File metadata and controls

170 lines (123 loc) · 6.41 KB

Reinforcement Learning

Treasure.py

cite: Morvan Youtube

找寻宝藏游戏,不断尝试在一条直线上找到宝藏(其实只要一直向右走)的最短路径。

Q-Learning算法

def choose_action(status):
    if 10% chance:
        # exploration, random choice
        return np.random.choice(nb_action)
    else:
        # exploitation, largest reward action of curr status
        return np.argmax(Q[status, :])

status = init_status
while not determined:
    action = choose_action(status)
    next_status, reward, done = take_action(action)

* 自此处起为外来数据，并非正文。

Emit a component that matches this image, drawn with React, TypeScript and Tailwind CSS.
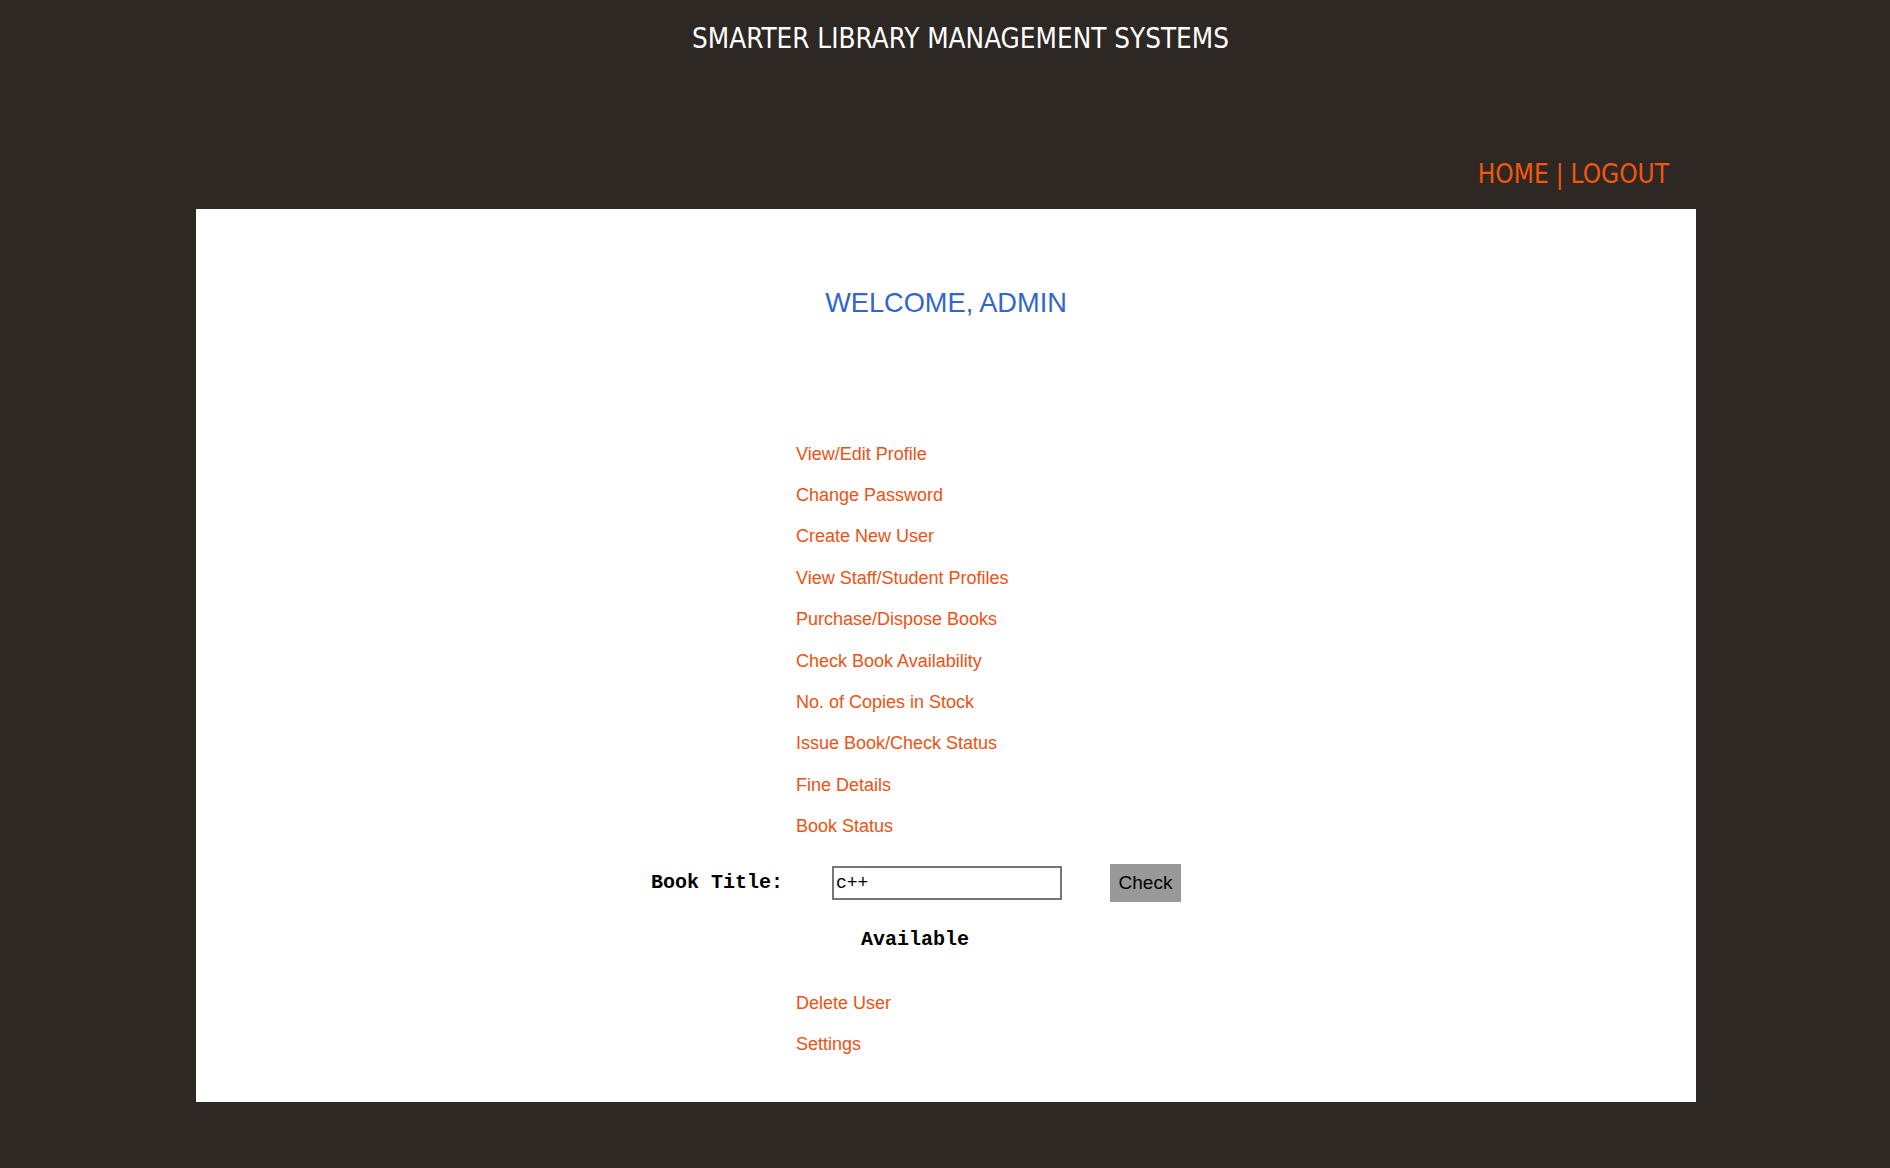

    # Reward递增 learning * (最大期望 - 当前值)
    Q[status, action] += learning_rate * (reward + GAMMA * Q[next_status, :].max() - Q[status, action])

    status = next_status

Sarsa

status = init_status
action = choose_action(status, Q)

while not determined:
    action = choose_action(status)
    next_status, reward, done = take_action(action)
    next_action = choose_action(next_status, Q)

    # Reward递增 learning * (当前action对应reward + GAMMA * 下一步action对应reward - 当前值)
    Q[status, action] += learning_rate * (reward + GAMMA * Q[next_status, next_action] - Q[status, action])
    status = next_status
    action = next_action

Sarsa相比Q-Learning,会事先确定好下一步的action,明确Q的增量。不会像Q-Learning,增量是每次最大值,不过下一步具体选择的时候,可能是explorations随机选择了

SarsaLambda

Q2 init

status = init_status
action = choose_action(status, Q)

while not determined:
    action = choose_action(status)
    next_status, reward, done = take_action(action)
    next_action = choose_action(next_status, Q)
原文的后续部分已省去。